Unconditional Surender

Ah, so you agree that the U.S. in fact did not give any concessions to Japan regarding the Emperor. You state that this was because of its obligations rather than what it would have done anyway, but that hardly matters does it?

The US had already before surrender decided to retain the monarchy, do you understand that?

Are you reading the same paragraph 11 that the rest of us are? It explicitly says that there will be deindustrialization such that Japan would not be able to rearm for war. It also says that enough will be retained such that the Japanese won't all die while still paying the reparations that will be demanded, but that's just an obvious corollary to the promise that the Japanese people won't be destroyed or enslaved, which was also given to Germany. That the Morganthau Plan would have resulted in the destruction of the German people was precisely why it was not carried out.

The Morgenthau Plan wasn't carried out because Roosevelt died. The fact is that it was the agreed upon US approach for a period of time. And it would not have allowed Germany "to maintain such industries as will sustain her economy and permit the exaction of just reparations in kind," which is what Japan was promised.
 
The terms of the Cairo Declaration shall be carried out and Japanese sovereignty shall be limited to the islands of Honshu, Hokkaido, Kyushu, Shikoku and such minor islands as we determine.

And Germany did not get any promise that the Allies would respect its national integrity like this as well.
 
In 1948, after 3 years in which Stalin had verbally abused his former allies, broken his promises on democracy in Eastern Europe, threatened Turkey with the Sudetenland treatment, tried to break up Iran, overthrown the government of Czechoslovakia, and begun a blockade of Berlin, Henry Wallace ran a presidential campaign in which he blamed it all on Truman and advocated US-Soviet cooperation. His turn did not come "just about exactly" when these things happened. Wallace's views on the Soviets were based on a Kremlin-choreographed trip to Siberia he once took and generous doses of wishful thinking, not facts and principles.
Actually Wallace was in favor of improved relations with Russia prior to his trip.
It should also be noted that Churchill was running a spy network in America to influence opinion and even alter the government's position to a more pro-British line. (If we actually had a pro-war organized conspiracy (though I have no doubt many powerful Americans favored war, they were not necessarily organized) such a network would be unneeded.) Ironically for the author of the piece, while it would fit his conclusions, he left it out, in part due to the fact that Britain also tried to get rid of Wallace or at least keep him out of positions of power over foreign relations. (One of the people spying on Wallace was Roald Dahl...)
Lastly, it's ironic that this author apparently supports the Korean War...but Harry Elmer Barnes didn't...
 
Wallace can best be summarized by his deliberate decision in 1948 to run as a spoiler in hopes of costing Truman a term of office in his own right despite the only possible beneficiary being the Republican candidate who FDR found to be utterly unsuited to the presidency.
 
Doubt It

I will repeat my comment/question: kill off or incapacitate FDR before the declaration of unconditional surrender.
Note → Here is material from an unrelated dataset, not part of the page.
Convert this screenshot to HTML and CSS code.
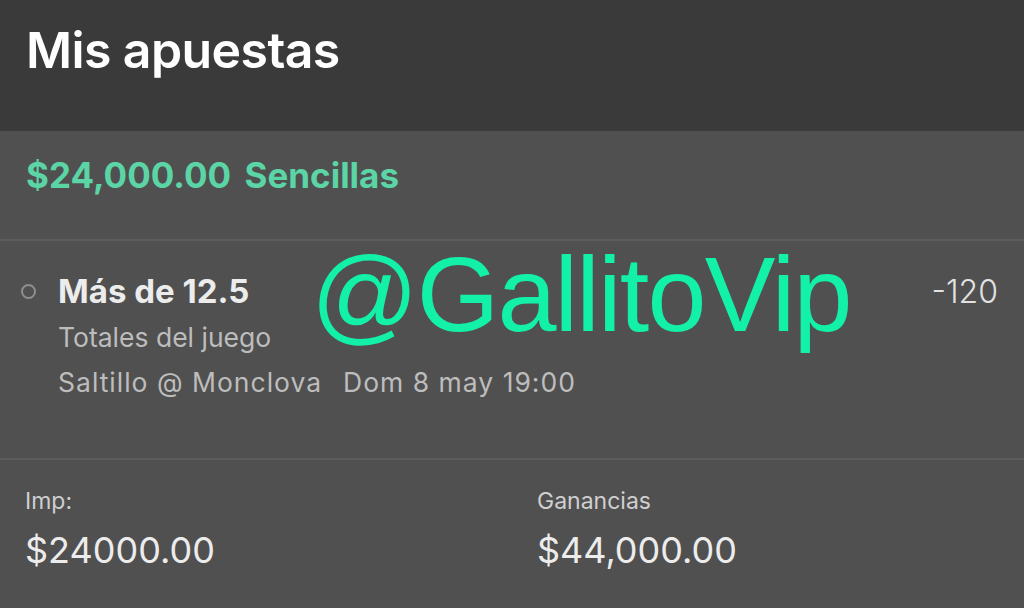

Would Britain be able to influence America's goals for Europe? I doubt Churchill wanted the OTL situation. Does anyone know what the British would have/might have accepted for an honorable surrender (and perhaps beyond the pale of ASB, an honorable peace)?

That is only if the Parliament and House of Lords totally believed in Churchill's rantings on the emergent dangers of Communism or Stalin's ambition to control Europe. Without a complete agreement on the issue by most of the British government it would be hard for P residential successor Harry Truman and Secretary of Defense John Marshall along with Congress to truly take his word for it. Remember that red fever didn't sweep the US until only after OTL post-war events unfolded.
 
The US had already before surrender decided to retain the monarchy, do you understand that?

And it explicitly was not a concession to the Japanese, as demonstrated by the U.S. refusing to accept any conditions onto the Potsdam declaration, do you understand that? Also, can you provide a source that the final decision had actually been made as opposed to just certain people saying they think it would be a good idea?

The Morgenthau Plan wasn't carried out because Roosevelt died. The fact is that it was the agreed upon US approach for a period of time. And it would not have allowed Germany "to maintain such industries as will sustain her economy and permit the exaction of just reparations in kind," which is what Japan was promised.

This is certainly not accepted fact. Some people argue this, but there's plenty of evidence that Roosevelt only supported the Morgenthau Plan insofar as he did not understand the full ramifications. Certainly the limited deindustrialization that occurred post war based on inertia from Roosevelt's plans would almost exactly fit in Article 11 of the Potsdam declaration, and has no resemblence to the total deindustrialization called for by Morgenthau.